> _Goal_: Print the data exactly as it is given, please.

> _Data shown_:

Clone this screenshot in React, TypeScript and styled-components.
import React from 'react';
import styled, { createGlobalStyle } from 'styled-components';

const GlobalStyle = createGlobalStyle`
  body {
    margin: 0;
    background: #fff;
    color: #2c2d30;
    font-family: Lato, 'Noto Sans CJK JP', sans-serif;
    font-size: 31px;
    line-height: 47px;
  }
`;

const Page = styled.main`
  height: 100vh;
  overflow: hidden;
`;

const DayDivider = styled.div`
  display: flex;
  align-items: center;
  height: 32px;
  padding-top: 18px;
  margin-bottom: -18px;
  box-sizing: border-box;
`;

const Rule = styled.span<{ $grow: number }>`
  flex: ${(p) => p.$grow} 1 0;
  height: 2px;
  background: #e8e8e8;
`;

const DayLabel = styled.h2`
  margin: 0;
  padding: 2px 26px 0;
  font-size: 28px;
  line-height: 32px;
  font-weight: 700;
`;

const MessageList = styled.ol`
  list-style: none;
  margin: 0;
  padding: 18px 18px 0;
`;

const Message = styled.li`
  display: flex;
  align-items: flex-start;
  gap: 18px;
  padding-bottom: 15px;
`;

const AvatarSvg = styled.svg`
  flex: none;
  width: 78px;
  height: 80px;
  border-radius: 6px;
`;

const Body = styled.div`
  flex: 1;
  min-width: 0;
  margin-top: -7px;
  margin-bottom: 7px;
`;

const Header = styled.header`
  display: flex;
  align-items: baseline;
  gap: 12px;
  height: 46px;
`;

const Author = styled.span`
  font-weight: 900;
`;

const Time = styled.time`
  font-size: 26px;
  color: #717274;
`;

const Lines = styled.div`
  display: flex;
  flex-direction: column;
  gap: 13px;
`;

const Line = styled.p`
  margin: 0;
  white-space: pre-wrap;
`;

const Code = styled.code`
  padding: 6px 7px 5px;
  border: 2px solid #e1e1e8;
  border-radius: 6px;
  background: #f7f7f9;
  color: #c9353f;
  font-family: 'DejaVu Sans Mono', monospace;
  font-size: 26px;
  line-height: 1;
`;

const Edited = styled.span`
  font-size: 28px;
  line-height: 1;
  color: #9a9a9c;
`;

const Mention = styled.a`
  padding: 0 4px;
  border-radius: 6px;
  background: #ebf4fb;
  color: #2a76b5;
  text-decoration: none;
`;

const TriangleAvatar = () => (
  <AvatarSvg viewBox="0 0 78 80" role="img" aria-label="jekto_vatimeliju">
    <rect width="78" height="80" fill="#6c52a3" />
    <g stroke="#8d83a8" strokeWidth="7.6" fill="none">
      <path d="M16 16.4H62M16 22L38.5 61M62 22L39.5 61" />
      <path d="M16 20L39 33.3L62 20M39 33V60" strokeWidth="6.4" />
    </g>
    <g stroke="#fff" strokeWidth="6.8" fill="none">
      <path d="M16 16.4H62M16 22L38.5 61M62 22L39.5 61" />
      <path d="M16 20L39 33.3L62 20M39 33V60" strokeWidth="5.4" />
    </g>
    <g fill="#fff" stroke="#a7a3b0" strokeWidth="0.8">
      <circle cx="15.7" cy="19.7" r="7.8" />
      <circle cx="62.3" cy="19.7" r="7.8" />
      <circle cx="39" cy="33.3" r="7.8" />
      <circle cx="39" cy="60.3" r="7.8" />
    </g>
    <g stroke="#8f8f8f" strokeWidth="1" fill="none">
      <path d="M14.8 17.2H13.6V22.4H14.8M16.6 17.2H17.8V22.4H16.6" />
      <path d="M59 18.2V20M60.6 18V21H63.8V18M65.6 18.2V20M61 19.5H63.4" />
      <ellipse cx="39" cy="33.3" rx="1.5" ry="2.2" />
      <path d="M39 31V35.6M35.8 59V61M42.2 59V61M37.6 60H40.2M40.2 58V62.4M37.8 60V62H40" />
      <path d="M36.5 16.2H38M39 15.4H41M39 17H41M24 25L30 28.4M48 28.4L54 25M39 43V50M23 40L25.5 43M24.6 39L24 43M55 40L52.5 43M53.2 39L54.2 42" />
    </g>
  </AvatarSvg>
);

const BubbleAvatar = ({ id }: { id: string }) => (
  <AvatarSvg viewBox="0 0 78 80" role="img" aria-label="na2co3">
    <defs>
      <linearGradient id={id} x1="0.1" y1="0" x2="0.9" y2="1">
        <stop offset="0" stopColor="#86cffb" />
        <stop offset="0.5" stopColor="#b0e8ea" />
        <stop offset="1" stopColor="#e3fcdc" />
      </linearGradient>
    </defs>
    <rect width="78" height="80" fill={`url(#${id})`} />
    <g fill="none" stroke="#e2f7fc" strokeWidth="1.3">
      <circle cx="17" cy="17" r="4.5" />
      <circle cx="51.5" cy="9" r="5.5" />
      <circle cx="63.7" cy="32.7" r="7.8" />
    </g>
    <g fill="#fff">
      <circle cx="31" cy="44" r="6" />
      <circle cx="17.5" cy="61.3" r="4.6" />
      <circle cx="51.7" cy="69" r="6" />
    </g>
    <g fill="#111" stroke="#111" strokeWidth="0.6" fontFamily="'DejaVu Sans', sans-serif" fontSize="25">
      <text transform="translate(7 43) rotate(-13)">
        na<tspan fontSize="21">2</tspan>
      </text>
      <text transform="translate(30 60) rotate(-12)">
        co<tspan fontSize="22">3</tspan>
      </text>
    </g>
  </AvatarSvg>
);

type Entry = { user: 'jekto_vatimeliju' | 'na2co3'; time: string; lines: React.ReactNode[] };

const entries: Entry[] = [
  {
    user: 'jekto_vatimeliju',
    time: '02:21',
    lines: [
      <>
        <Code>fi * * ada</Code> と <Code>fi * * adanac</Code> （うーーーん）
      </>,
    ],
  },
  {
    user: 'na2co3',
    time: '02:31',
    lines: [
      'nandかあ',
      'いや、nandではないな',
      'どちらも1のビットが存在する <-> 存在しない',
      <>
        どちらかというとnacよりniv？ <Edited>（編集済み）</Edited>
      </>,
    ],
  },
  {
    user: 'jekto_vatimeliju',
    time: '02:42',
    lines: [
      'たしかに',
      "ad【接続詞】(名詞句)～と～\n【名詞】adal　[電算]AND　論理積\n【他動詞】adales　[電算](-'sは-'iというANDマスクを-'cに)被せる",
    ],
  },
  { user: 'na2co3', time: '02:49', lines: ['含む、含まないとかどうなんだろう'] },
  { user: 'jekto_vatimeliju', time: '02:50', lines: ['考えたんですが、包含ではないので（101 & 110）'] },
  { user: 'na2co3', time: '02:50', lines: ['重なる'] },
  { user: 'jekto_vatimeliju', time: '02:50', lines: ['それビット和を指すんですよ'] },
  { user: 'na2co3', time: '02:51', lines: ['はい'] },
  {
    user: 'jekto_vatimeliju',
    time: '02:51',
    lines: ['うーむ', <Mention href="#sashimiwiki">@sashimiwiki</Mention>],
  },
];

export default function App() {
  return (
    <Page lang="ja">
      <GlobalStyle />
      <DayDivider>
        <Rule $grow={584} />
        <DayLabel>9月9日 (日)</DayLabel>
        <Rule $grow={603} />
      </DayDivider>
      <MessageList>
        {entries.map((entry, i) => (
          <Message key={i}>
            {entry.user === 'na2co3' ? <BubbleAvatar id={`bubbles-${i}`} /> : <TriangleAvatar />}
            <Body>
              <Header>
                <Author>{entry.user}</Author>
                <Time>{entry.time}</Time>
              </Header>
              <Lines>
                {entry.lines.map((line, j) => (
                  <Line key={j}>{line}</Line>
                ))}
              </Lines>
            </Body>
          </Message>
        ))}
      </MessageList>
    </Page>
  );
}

> _Expected answer_:
Clone this screenshot in React, TypeScript and styled-components.
import React from 'react';
import styled, { createGlobalStyle } from 'styled-components';

const GlobalStyle = createGlobalStyle`
  body {
    margin: 0;
    background: #fff;
    color: #2c2d30;
    font-family: Lato, 'Noto Sans CJK JP', sans-serif;
    font-size: 31px;
    line-height: 47px;
  }
`;

const Page = styled.main`
  height: 100vh;
  overflow: hidden;
`;

const DayDivider = styled.div`
  display: flex;
  align-items: center;
  height: 32px;
  padding-top: 18px;
  margin-bottom: -18px;
  box-sizing: border-box;
`;

const Rule = styled.span<{ $grow: number }>`
  flex: ${(p) => p.$grow} 1 0;
  height: 2px;
  background: #e8e8e8;
`;

const DayLabel = styled.h2`
  margin: 0;
  padding: 2px 26px 0;
  font-size: 28px;
  line-height: 32px;
  font-weight: 700;
`;

const MessageList = styled.ol`
  list-style: none;
  margin: 0;
  padding: 18px 18px 0;
`;

const Message = styled.li`
  display: flex;
  align-items: flex-start;
  gap: 18px;
  padding-bottom: 15px;
`;

const AvatarSvg = styled.svg`
  flex: none;
  width: 78px;
  height: 80px;
  border-radius: 6px;
`;

const Body = styled.div`
  flex: 1;
  min-width: 0;
  margin-top: -7px;
  margin-bottom: 7px;
`;

const Header = styled.header`
  display: flex;
  align-items: baseline;
  gap: 12px;
  height: 46px;
`;

const Author = styled.span`
  font-weight: 900;
`;

const Time = styled.time`
  font-size: 26px;
  color: #717274;
`;

const Lines = styled.div`
  display: flex;
  flex-direction: column;
  gap: 13px;
`;

const Line = styled.p`
  margin: 0;
  white-space: pre-wrap;
`;

const Code = styled.code`
  padding: 6px 7px 5px;
  border: 2px solid #e1e1e8;
  border-radius: 6px;
  background: #f7f7f9;
  color: #c9353f;
  font-family: 'DejaVu Sans Mono', monospace;
  font-size: 26px;
  line-height: 1;
`;

const Edited = styled.span`
  font-size: 28px;
  line-height: 1;
  color: #9a9a9c;
`;

const Mention = styled.a`
  padding: 0 4px;
  border-radius: 6px;
  background: #ebf4fb;
  color: #2a76b5;
  text-decoration: none;
`;

const TriangleAvatar = () => (
  <AvatarSvg viewBox="0 0 78 80" role="img" aria-label="jekto_vatimeliju">
    <rect width="78" height="80" fill="#6c52a3" />
    <g stroke="#8d83a8" strokeWidth="7.6" fill="none">
      <path d="M16 16.4H62M16 22L38.5 61M62 22L39.5 61" />
      <path d="M16 20L39 33.3L62 20M39 33V60" strokeWidth="6.4" />
    </g>
    <g stroke="#fff" strokeWidth="6.8" fill="none">
      <path d="M16 16.4H62M16 22L38.5 61M62 22L39.5 61" />
      <path d="M16 20L39 33.3L62 20M39 33V60" strokeWidth="5.4" />
    </g>
    <g fill="#fff" stroke="#a7a3b0" strokeWidth="0.8">
      <circle cx="15.7" cy="19.7" r="7.8" />
      <circle cx="62.3" cy="19.7" r="7.8" />
      <circle cx="39" cy="33.3" r="7.8" />
      <circle cx="39" cy="60.3" r="7.8" />
    </g>
    <g stroke="#8f8f8f" strokeWidth="1" fill="none">
      <path d="M14.8 17.2H13.6V22.4H14.8M16.6 17.2H17.8V22.4H16.6" />
      <path d="M59 18.2V20M60.6 18V21H63.8V18M65.6 18.2V20M61 19.5H63.4" />
      <ellipse cx="39" cy="33.3" rx="1.5" ry="2.2" />
      <path d="M39 31V35.6M35.8 59V61M42.2 59V61M37.6 60H40.2M40.2 58V62.4M37.8 60V62H40" />
      <path d="M36.5 16.2H38M39 15.4H41M39 17H41M24 25L30 28.4M48 28.4L54 25M39 43V50M23 40L25.5 43M24.6 39L24 43M55 40L52.5 43M53.2 39L54.2 42" />
    </g>
  </AvatarSvg>
);

const BubbleAvatar = ({ id }: { id: string }) => (
  <AvatarSvg viewBox="0 0 78 80" role="img" aria-label="na2co3">
    <defs>
      <linearGradient id={id} x1="0.1" y1="0" x2="0.9" y2="1">
        <stop offset="0" stopColor="#86cffb" />
        <stop offset="0.5" stopColor="#b0e8ea" />
        <stop offset="1" stopColor="#e3fcdc" />
      </linearGradient>
    </defs>
    <rect width="78" height="80" fill={`url(#${id})`} />
    <g fill="none" stroke="#e2f7fc" strokeWidth="1.3">
      <circle cx="17" cy="17" r="4.5" />
      <circle cx="51.5" cy="9" r="5.5" />
      <circle cx="63.7" cy="32.7" r="7.8" />
    </g>
    <g fill="#fff">
      <circle cx="31" cy="44" r="6" />
      <circle cx="17.5" cy="61.3" r="4.6" />
      <circle cx="51.7" cy="69" r="6" />
    </g>
    <g fill="#111" stroke="#111" strokeWidth="0.6" fontFamily="'DejaVu Sans', sans-serif" fontSize="25">
      <text transform="translate(7 43) rotate(-13)">
        na<tspan fontSize="21">2</tspan>
      </text>
      <text transform="translate(30 60) rotate(-12)">
        co<tspan fontSize="22">3</tspan>
      </text>
    </g>
  </AvatarSvg>
);

type Entry = { user: 'jekto_vatimeliju' | 'na2co3'; time: string; lines: React.ReactNode[] };

const entries: Entry[] = [
  {
    user: 'jekto_vatimeliju',
    time: '02:21',
    lines: [
      <>
        <Code>fi * * ada</Code> と <Code>fi * * adanac</Code> （うーーーん）
      </>,
    ],
  },
  {
    user: 'na2co3',
    time: '02:31',
    lines: [
      'nandかあ',
      'いや、nandではないな',
      'どちらも1のビットが存在する <-> 存在しない',
      <>
        どちらかというとnacよりniv？ <Edited>（編集済み）</Edited>
      </>,
    ],
  },
  {
    user: 'jekto_vatimeliju',
    time: '02:42',
    lines: [
      'たしかに',
      "ad【接続詞】(名詞句)～と～\n【名詞】adal　[電算]AND　論理積\n【他動詞】adales　[電算](-'sは-'iというANDマスクを-'cに)被せる",
    ],
  },
  { user: 'na2co3', time: '02:49', lines: ['含む、含まないとかどうなんだろう'] },
  { user: 'jekto_vatimeliju', time: '02:50', lines: ['考えたんですが、包含ではないので（101 & 110）'] },
  { user: 'na2co3', time: '02:50', lines: ['重なる'] },
  { user: 'jekto_vatimeliju', time: '02:50', lines: ['それビット和を指すんですよ'] },
  { user: 'na2co3', time: '02:51', lines: ['はい'] },
  {
    user: 'jekto_vatimeliju',
    time: '02:51',
    lines: ['うーむ', <Mention href="#sashimiwiki">@sashimiwiki</Mention>],
  },
];

export default function App() {
  return (
    <Page lang="ja">
      <GlobalStyle />
      <DayDivider>
        <Rule $grow={584} />
        <DayLabel>9月9日 (日)</DayLabel>
        <Rule $grow={603} />
      </DayDivider>
      <MessageList>
        {entries.map((entry, i) => (
          <Message key={i}>
            {entry.user === 'na2co3' ? <BubbleAvatar id={`bubbles-${i}`} /> : <TriangleAvatar />}
            <Body>
              <Header>
                <Author>{entry.user}</Author>
                <Time>{entry.time}</Time>
              </Header>
              <Lines>
                {entry.lines.map((line, j) => (
                  <Line key={j}>{line}</Line>
                ))}
              </Lines>
            </Body>
          </Message>
        ))}
      </MessageList>
    </Page>
  );
}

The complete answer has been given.